On July 15, 2016 the United States Environmental Protection Agency (EPA) announced a new final rule limiting greenhouse gas and other emissions from newly constructed municipal solid waste landfills, together with emissions guidelines for existing landfills. EPA estimates that the new standards, will cover over 1,100 new and existing facilities at a combined compliance cost of approximately $60 million by 2025.

The new standards apply to landfills that have design capacities of 2.5 million metric tons and 2.5 million cubic meters or more of waste, the same applicability threshold as the current rules promulgated in 1996. The limitations for new facilities, under Section 111(b) of the Clean Air Act (New Source Performance Standards or NSPS), cover facilities that were built or modified after July 17, 2014. The emissions guidelines are for existing facilities built before that date. The NSPS apply directly to individual facilities, while the emissions guidelines are implemented by states via state-specific plans.

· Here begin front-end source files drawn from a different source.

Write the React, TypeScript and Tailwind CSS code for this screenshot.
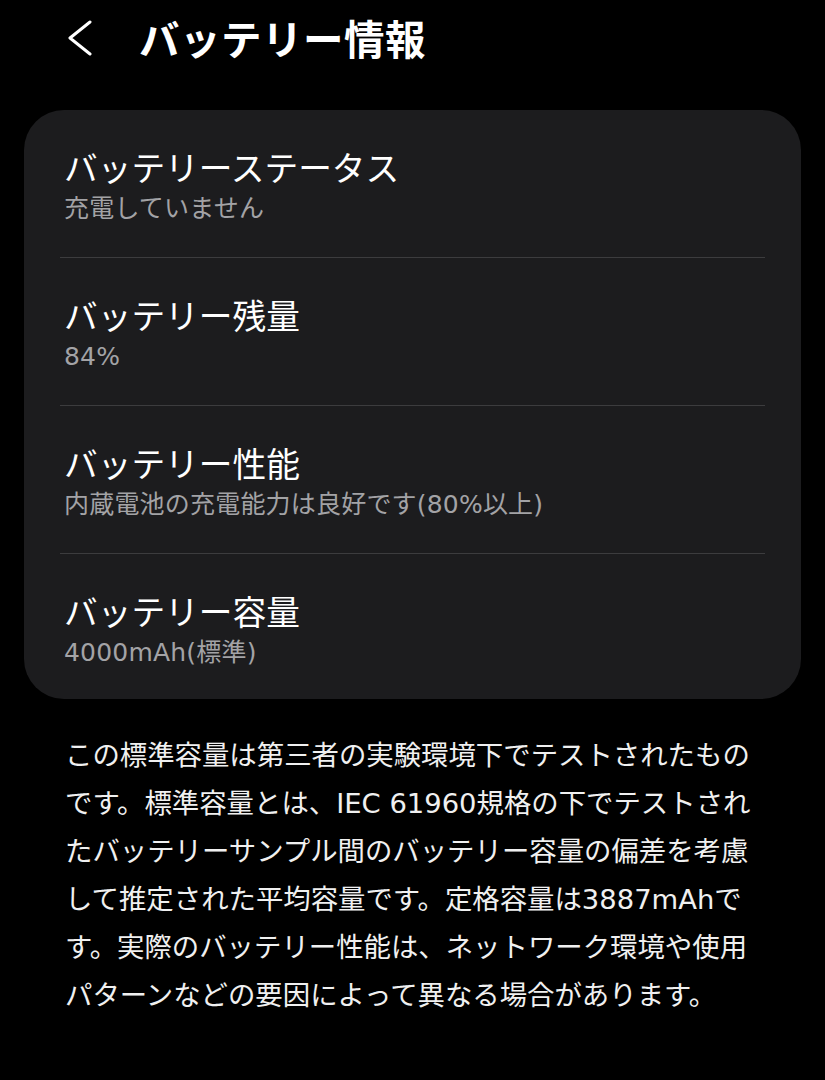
import React from "react";

const items = [
  { title: "バッテリーステータス", sub: "充電していません" },
  { title: "バッテリー残量", sub: "84%" },
  { title: "バッテリー性能", sub: "内蔵電池の充電能力は良好です(80%以上)" },
  { title: "バッテリー容量", sub: "4000mAh(標準)" },
];

const lines = [
  "この標準容量は第三者の実験環境下でテストされたもの",
  "です。標準容量とは、IEC 61960規格の下でテストされ",
  "たバッテリーサンプル間のバッテリー容量の偏差を考慮",
  "して推定された平均容量です。定格容量は3887mAhで",
  "す。実際のバッテリー性能は、ネットワーク環境や使用",
  "パターンなどの要因によって異なる場合があります。",
];

const latinFirst = { fontFamily: '"DejaVu Sans", "Noto Sans CJK JP", sans-serif' };

export default function App() {
  return (
    <div
      className="w-[825px] h-[1080px] bg-black text-white overflow-hidden"
      style={{ fontFamily: '"Noto Sans CJK JP", "Noto Sans", sans-serif' }}
    >
      <div className="flex items-center h-[40px] mt-[18px]">
        <div className="w-[139px] flex justify-start pl-[66px]">
          <svg width="28" height="36" viewBox="0 0 28 36" fill="none">
            <polyline points="24,2 4,18 24,34" stroke="white" strokeWidth="3" strokeLinecap="round" strokeLinejoin="round" />
          </svg>
        </div>
        <div className="text-[40.5px] leading-[40px] font-bold tracking-[0.5px]">バッテリー情報</div>
      </div>

      <div className="mx-[24px] mt-[52px] bg-[#1c1c1e] rounded-[40px] px-[36px]">
        {items.map((it, i) => (
          <div key={i} className={i > 0 ? "border-t border-[#3c3c3e]" : ""}>
            <div className={`pt-[37px] pl-[4px] ${i === items.length - 1 ? "pb-[30px]" : "pb-[32px]"}`}>
              <div className="text-[33.7px] leading-[40px] text-white whitespace-nowrap">{it.title}</div>
              <div className="mt-[6px] text-[25px] leading-[32px] tracking-[0.2px] text-[#a3a3a6] whitespace-nowrap" style={latinFirst}>{it.sub}</div>
            </div>
          </div>
        ))}
      </div>

      <div className="mt-[33px] pl-[65px] text-[27.4px] leading-[48px] text-[#f0f0f0]" style={latinFirst}>
        {lines.map((l, i) => (
          <div key={i} className="whitespace-nowrap">{l}</div>
        ))}
      </div>
    </div>
  );
}
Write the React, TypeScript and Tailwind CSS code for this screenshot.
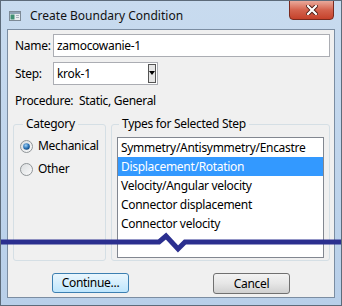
import React from "react";

const TYPES = [
  "Symmetry/Antisymmetry/Encastre",
  "Displacement/Rotation",
  "Velocity/Angular velocity",
  "Connector displacement",
  "Connector velocity",
];

function WindowIcon() {
  return (
    <svg width="12" height="10" viewBox="0 0 12 10" className="mt-[10px] ml-[2px] shrink-0">
      <rect x="0.5" y="0.5" width="11" height="9" fill="#e8ecef" stroke="#7d8a96" />
      <rect x="1" y="1" width="10" height="2" fill="#8fa3b6" />
      <rect x="1.5" y="3.5" width="4" height="5" fill="#3f8f73" />
      <rect x="7" y="4" width="3" height="1" fill="#a5b0ba" />
      <rect x="7" y="6" width="3" height="1" fill="#a5b0ba" />
    </svg>
  );
}

function Radio({ checked }: { checked?: boolean }) {
  return (
    <svg width="13" height="13" viewBox="0 0 13 13" className="shrink-0">
      <defs>
        <linearGradient id={checked ? "rg1" : "rg2"} x1="0" y1="0" x2="1" y2="1">
          <stop offset="0" stopColor="#d9dcde" />
          <stop offset="1" stopColor="#fbfbfb" />
        </linearGradient>
        <radialGradient id="dot" cx="0.4" cy="0.35" r="0.7">
          <stop offset="0" stopColor="#a4d2f5" />
          <stop offset="0.6" stopColor="#2a74b8" />
          <stop offset="1" stopColor="#0f3d6e" />
        </radialGradient>
      </defs>
      <circle cx="6.5" cy="6.5" r="6" fill={`url(#${checked ? "rg1" : "rg2"})`} stroke="#8f9497" />
      {checked && <circle cx="6.5" cy="6.5" r="3.3" fill="url(#dot)" />}
    </svg>
  );
}

export default function App() {
  return (
    <div
      className="relative w-[342px] h-[306px] overflow-hidden border border-[#5d6b7a] bg-gradient-to-b from-[#c8dbef] to-[#b8cfe9] px-[6px] pb-[7px] flex flex-col text-[12px] text-black"
      style={{ fontFamily: '"Noto Sans", "Open Sans", sans-serif' }}
    >
      {/* title bar */}
      <div className="h-[28px] shrink-0 flex items-start">
        <WindowIcon />
        <span className="ml-[9px] mt-[7px] text-[12px] leading-[16px] text-[#111]">Create Boundary Condition</span>
        <div className="ml-auto mr-[1px] -mt-[1px] w-[45px] h-[20px] rounded-b-[4px] border border-[#7a2a1e] bg-gradient-to-b from-[#e9a99b] via-[#d4624d] to-[#c5412a] flex items-center justify-center">
          <svg width="12" height="10" viewBox="0 0 12 10">
            <path d="M2 1 L10 9 M10 1 L2 9" stroke="#4a1a12" strokeWidth="4" strokeLinecap="square" />
            <path d="M2 1 L10 9 M10 1 L2 9" stroke="#ffffff" strokeWidth="2.2" strokeLinecap="square" />
          </svg>
        </div>
      </div>

      {/* client area */}
      <div className="flex-1 border border-[#7b8da2] bg-[#f0f0f0] flex flex-col tracking-[-0.3px]">
        <div className="mt-[4px] flex items-center">
          <span className="w-[45px] pl-[7px]">Name:</span>
          <div className="w-[277px] h-[23px] border border-[#abadb3] bg-white flex items-center pl-[3px]">
            zamocowanie-1
          </div>
        </div>

        <div className="mt-[5px] flex items-center">
          <span className="w-[45px] pl-[7px]">Step:</span>
          <div className="relative w-[105px] h-[23px] border border-[#abadb3] bg-white flex items-center pl-[3px]">
            krok-1
            <div className="absolute right-[1px] top-[1px] w-[8px] h-[19px] border border-[#555] bg-[#e6e6e6] flex items-end justify-center pb-[7px]">
              <div className="w-0 h-0 border-l-[3px] border-r-[3px] border-t-[4px] border-l-transparent border-r-transparent border-t-black" />
            </div>
          </div>
        </div>

        <div className="mt-[8px] flex items-center leading-[16px]">
          <span className="w-[71px] pl-[7px]">Procedure:</span>
          <span>Static, General</span>
        </div>

        <div className="mt-[7px] flex">
          <fieldset className="ml-[5px] w-[93px] h-[145px] border border-[#d5dfe5] rounded-[3px]">
            <legend className="ml-[9px] px-[3px] leading-[16px]">Category</legend>
            <div className="mt-[6px] pl-[6px] flex flex-col gap-[7px]">
              <label className="flex items-center gap-[5px] h-[16px]">
                <Radio checked />
                <span>Mechanical</span>
              </label>
              <label className="flex items-center gap-[5px] h-[16px]">
                <Radio />
                <span>Other</span>
              </label>
            </div>
          </fieldset>

          <fieldset className="ml-[5px] w-[219px] h-[145px] border border-[#d5dfe5] rounded-[3px]">
            <legend className="ml-[7px] px-[3px] leading-[16px]">Types for Selected Step</legend>
            <div className="mt-[5px] ml-[5px] w-[207px] h-[121px] border border-[#828790] bg-white flex flex-col">
              {TYPES.map((t, i) => (
                <div
                  key={t}
                  className={
                    i === 1
                      ? "h-[19px] shrink-0 flex items-center pl-[3px] bg-[#3399ff] text-white"
                      : "h-[19px] shrink-0 flex items-center pl-[3px]"
                  }
                >
                  {t}
                </div>
              ))}
            </div>
          </fieldset>
        </div>

        <div className="mt-[12px] flex">
          <button className="ml-[44px] w-[77px] h-[20px] rounded-[3px] border border-[#3c7fb1] bg-gradient-to-b from-[#eaf6fd] to-[#bee6fd] flex items-center justify-center">
            Continue...
          </button>
          <button className="ml-[84px] w-[77px] h-[21px] rounded-[3px] border border-[#707070] bg-gradient-to-b from-[#f3f3f3] via-[#e6e6e6] to-[#d0d0d0] flex items-center justify-center">
            Cancel
          </button>
        </div>
      </div>

      {/* break line annotation */}
      <svg className="absolute left-0 top-0 pointer-events-none" width="342" height="306" viewBox="0 0 342 306">
        <path
          d="M-2 241 H158 L165 235 L177 248 L184 241 H344"
          fill="none"
          stroke="#2b2f8f"
          strokeWidth="5"
          strokeLinejoin="miter"
        />
      </svg>
    </div>
  );
}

Under both the rule and the guidelines, facilities that meet the design thresholds and emit over 34 metric tons of non-methane organic compounds (NMOC) per year will be required to install gas collection control systems (GCCS). Acceptable systems include enclosed combustion for energy generation, treatment for sale or beneficial use, and flaring. If a landfill can demonstrate that surface NMOC emissions are below 500 parts per million for consecutive quarters, it may be exempt from the GCCS requirements even if it meets the applicability thresholds.

The rule and the guidelines will take effect 60 days after their publication in the Federal Register. Any facility that meets the design capacity threshold will have 30 months to install GCCS after its NMOC emissions meet 34 metric tons per year. EPA anticipates that over 100 newly constructed or modified landfills and over 700 older facilities will need to install GCCS by 2025.